Что касается лучших книг об эмиграции, лучших книг о ностальгии. Знаете, мне трудно здесь что-либо назвать, потому что сама эта эмоция — ностальгия — она не больно-то высокой пробы. Понимаете, жалеть о сделанном вообще глупо, а страшно привязываться к местам детства — ну, это нормально, это по-человечески естественно, но это, знаете, эмоция романсовая, эмоция такой же пробы, как всякого рода несчастная любовь или родительское умиление. Ну, то есть человек, который пишет о том, как он любит своего ребенка,— это, по-моему, немножко как бы спекулятивно, потому что это слишком естественно, это, что ли, слишком понятно. Да? Я в этом не вижу художественного открытия. Точно так же и тоска по Родине художественного открытия не сулит. «Тоска по Родине! Давно разоблаченная морока». Это, выражаясь тоже по-набоковски, конфликт коня и всадника: всадник не отвечает за дрожь коня. Цветаева же об этом и написала:
Всяк дом мне чужд, всяк храм мне пуст,
И все — равно, и все — едино.
Но если по дороге — куст
Встает, особенно — рябина…
Да, тогда, конечно, понятно. Физиологически с этим сладить нельзя. А духовно из этого очень трудно извлечь какие-то высокие смыслы, особенно после того, как литература первой эмиграции, по-моему, все возможное об этом сказала.

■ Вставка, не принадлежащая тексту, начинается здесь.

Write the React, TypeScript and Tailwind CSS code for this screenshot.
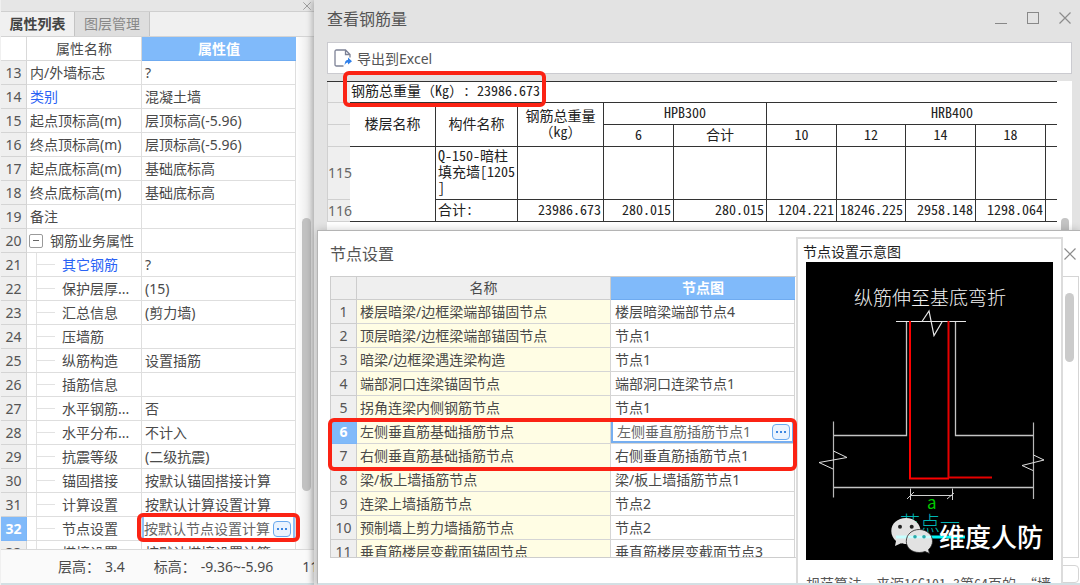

Наверное, из книг, написанных после России, мне больше всего нравится проза Поплавского. Я не большой фанат его лирики, хотя она частично… в общем, частью она очень хороша, но это небольшая часть. А вот «Аполлон Безобразов» и «Домой с небес» — это великолепная проза вот этого поколения, которое утратило дом, утратило почву, которое существует абсолютно в безвоздушном пространстве. И, если уж на то пошло, наверное, это самая точная проза, понимаете, о русской молодежи тридцатых годов, проза очень мне, так сказать, по-человечески симпатичная.